• GIVEN TASK: Write the material out again exactly.

--- Start of DATA SEGMENT ---

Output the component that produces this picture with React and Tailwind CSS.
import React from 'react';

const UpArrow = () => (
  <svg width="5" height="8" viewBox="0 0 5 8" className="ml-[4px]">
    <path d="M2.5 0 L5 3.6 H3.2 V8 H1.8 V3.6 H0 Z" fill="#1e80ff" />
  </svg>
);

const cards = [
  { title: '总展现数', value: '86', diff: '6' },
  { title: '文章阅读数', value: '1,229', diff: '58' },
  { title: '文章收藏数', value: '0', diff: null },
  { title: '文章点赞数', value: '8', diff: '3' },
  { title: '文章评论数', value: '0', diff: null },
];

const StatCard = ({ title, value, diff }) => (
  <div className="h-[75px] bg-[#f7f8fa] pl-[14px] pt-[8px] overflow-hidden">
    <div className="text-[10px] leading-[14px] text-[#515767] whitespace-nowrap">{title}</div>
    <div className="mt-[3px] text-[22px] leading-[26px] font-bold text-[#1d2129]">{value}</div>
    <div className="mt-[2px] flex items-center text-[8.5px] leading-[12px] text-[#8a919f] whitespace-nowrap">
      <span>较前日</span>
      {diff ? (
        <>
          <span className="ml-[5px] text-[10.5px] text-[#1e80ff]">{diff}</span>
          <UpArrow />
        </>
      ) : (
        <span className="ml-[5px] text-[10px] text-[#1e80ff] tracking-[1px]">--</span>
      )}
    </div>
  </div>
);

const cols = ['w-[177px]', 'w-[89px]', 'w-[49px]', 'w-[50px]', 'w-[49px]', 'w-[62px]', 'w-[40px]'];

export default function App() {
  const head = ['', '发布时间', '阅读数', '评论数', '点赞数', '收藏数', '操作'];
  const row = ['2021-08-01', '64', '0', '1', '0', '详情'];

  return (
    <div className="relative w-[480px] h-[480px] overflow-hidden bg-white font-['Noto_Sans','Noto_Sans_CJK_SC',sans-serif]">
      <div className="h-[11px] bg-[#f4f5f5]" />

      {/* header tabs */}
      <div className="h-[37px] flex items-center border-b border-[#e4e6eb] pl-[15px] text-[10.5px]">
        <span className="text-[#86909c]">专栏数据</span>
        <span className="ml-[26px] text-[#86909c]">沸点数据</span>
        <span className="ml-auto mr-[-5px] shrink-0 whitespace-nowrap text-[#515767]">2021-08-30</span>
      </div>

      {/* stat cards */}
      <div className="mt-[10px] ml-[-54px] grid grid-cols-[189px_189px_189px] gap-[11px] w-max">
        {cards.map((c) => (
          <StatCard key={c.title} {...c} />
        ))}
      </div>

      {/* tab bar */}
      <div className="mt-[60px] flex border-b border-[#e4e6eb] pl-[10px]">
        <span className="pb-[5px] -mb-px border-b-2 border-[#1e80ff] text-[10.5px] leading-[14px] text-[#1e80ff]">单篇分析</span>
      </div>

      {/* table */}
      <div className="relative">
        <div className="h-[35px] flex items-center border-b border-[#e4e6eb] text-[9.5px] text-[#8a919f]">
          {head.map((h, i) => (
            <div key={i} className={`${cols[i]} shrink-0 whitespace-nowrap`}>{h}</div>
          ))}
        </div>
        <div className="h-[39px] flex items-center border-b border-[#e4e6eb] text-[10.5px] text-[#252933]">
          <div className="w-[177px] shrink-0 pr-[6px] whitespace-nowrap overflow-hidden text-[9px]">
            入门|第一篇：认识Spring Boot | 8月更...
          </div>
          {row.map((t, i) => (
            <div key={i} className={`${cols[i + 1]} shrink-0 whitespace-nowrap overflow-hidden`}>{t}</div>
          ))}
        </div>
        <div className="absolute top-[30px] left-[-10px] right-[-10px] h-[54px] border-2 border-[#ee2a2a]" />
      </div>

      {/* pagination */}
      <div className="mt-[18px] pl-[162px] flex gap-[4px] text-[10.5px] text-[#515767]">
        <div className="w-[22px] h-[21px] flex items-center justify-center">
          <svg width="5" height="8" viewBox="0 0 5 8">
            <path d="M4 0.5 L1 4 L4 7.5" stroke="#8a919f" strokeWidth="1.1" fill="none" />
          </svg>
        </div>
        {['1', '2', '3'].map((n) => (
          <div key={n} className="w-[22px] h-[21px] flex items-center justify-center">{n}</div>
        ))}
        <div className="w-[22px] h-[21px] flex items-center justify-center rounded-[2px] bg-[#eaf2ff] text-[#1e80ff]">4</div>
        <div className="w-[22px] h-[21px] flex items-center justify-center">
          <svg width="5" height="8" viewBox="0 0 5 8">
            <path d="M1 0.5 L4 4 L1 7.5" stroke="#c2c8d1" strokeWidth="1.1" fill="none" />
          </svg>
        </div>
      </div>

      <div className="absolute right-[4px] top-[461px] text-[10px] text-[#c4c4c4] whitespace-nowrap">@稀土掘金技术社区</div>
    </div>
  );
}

--- End of DATA SEGMENT ---

• SOLUTION FOR THIS TASK:
Output the component that produces this picture with React and Tailwind CSS.
import React from 'react';

const UpArrow = () => (
  <svg width="5" height="8" viewBox="0 0 5 8" className="ml-[4px]">
    <path d="M2.5 0 L5 3.6 H3.2 V8 H1.8 V3.6 H0 Z" fill="#1e80ff" />
  </svg>
);

const cards = [
  { title: '总展现数', value: '86', diff: '6' },
  { title: '文章阅读数', value: '1,229', diff: '58' },
  { title: '文章收藏数', value: '0', diff: null },
  { title: '文章点赞数', value: '8', diff: '3' },
  { title: '文章评论数', value: '0', diff: null },
];

const StatCard = ({ title, value, diff }) => (
  <div className="h-[75px] bg-[#f7f8fa] pl-[14px] pt-[8px] overflow-hidden">
    <div className="text-[10px] leading-[14px] text-[#515767] whitespace-nowrap">{title}</div>
    <div className="mt-[3px] text-[22px] leading-[26px] font-bold text-[#1d2129]">{value}</div>
    <div className="mt-[2px] flex items-center text-[8.5px] leading-[12px] text-[#8a919f] whitespace-nowrap">
      <span>较前日</span>
      {diff ? (
        <>
          <span className="ml-[5px] text-[10.5px] text-[#1e80ff]">{diff}</span>
          <UpArrow />
        </>
      ) : (
        <span className="ml-[5px] text-[10px] text-[#1e80ff] tracking-[1px]">--</span>
      )}
    </div>
  </div>
);

const cols = ['w-[177px]', 'w-[89px]', 'w-[49px]', 'w-[50px]', 'w-[49px]', 'w-[62px]', 'w-[40px]'];

export default function App() {
  const head = ['', '发布时间', '阅读数', '评论数', '点赞数', '收藏数', '操作'];
  const row = ['2021-08-01', '64', '0', '1', '0', '详情'];

  return (
    <div className="relative w-[480px] h-[480px] overflow-hidden bg-white font-['Noto_Sans','Noto_Sans_CJK_SC',sans-serif]">
      <div className="h-[11px] bg-[#f4f5f5]" />

      {/* header tabs */}
      <div className="h-[37px] flex items-center border-b border-[#e4e6eb] pl-[15px] text-[10.5px]">
        <span className="text-[#86909c]">专栏数据</span>
        <span className="ml-[26px] text-[#86909c]">沸点数据</span>
        <span className="ml-auto mr-[-5px] shrink-0 whitespace-nowrap text-[#515767]">2021-08-30</span>
      </div>

      {/* stat cards */}
      <div className="mt-[10px] ml-[-54px] grid grid-cols-[189px_189px_189px] gap-[11px] w-max">
        {cards.map((c) => (
          <StatCard key={c.title} {...c} />
        ))}
      </div>

      {/* tab bar */}
      <div className="mt-[60px] flex border-b border-[#e4e6eb] pl-[10px]">
        <span className="pb-[5px] -mb-px border-b-2 border-[#1e80ff] text-[10.5px] leading-[14px] text-[#1e80ff]">单篇分析</span>
      </div>

      {/* table */}
      <div className="relative">
        <div className="h-[35px] flex items-center border-b border-[#e4e6eb] text-[9.5px] text-[#8a919f]">
          {head.map((h, i) => (
            <div key={i} className={`${cols[i]} shrink-0 whitespace-nowrap`}>{h}</div>
          ))}
        </div>
        <div className="h-[39px] flex items-center border-b border-[#e4e6eb] text-[10.5px] text-[#252933]">
          <div className="w-[177px] shrink-0 pr-[6px] whitespace-nowrap overflow-hidden text-[9px]">
            入门|第一篇：认识Spring Boot | 8月更...
          </div>
          {row.map((t, i) => (
            <div key={i} className={`${cols[i + 1]} shrink-0 whitespace-nowrap overflow-hidden`}>{t}</div>
          ))}
        </div>
        <div className="absolute top-[30px] left-[-10px] right-[-10px] h-[54px] border-2 border-[#ee2a2a]" />
      </div>

      {/* pagination */}
      <div className="mt-[18px] pl-[162px] flex gap-[4px] text-[10.5px] text-[#515767]">
        <div className="w-[22px] h-[21px] flex items-center justify-center">
          <svg width="5" height="8" viewBox="0 0 5 8">
            <path d="M4 0.5 L1 4 L4 7.5" stroke="#8a919f" strokeWidth="1.1" fill="none" />
          </svg>
        </div>
        {['1', '2', '3'].map((n) => (
          <div key={n} className="w-[22px] h-[21px] flex items-center justify-center">{n}</div>
        ))}
        <div className="w-[22px] h-[21px] flex items-center justify-center rounded-[2px] bg-[#eaf2ff] text-[#1e80ff]">4</div>
        <div className="w-[22px] h-[21px] flex items-center justify-center">
          <svg width="5" height="8" viewBox="0 0 5 8">
            <path d="M1 0.5 L4 4 L1 7.5" stroke="#c2c8d1" strokeWidth="1.1" fill="none" />
          </svg>
        </div>
      </div>

      <div className="absolute right-[4px] top-[461px] text-[10px] text-[#c4c4c4] whitespace-nowrap">@稀土掘金技术社区</div>
    </div>
  );
}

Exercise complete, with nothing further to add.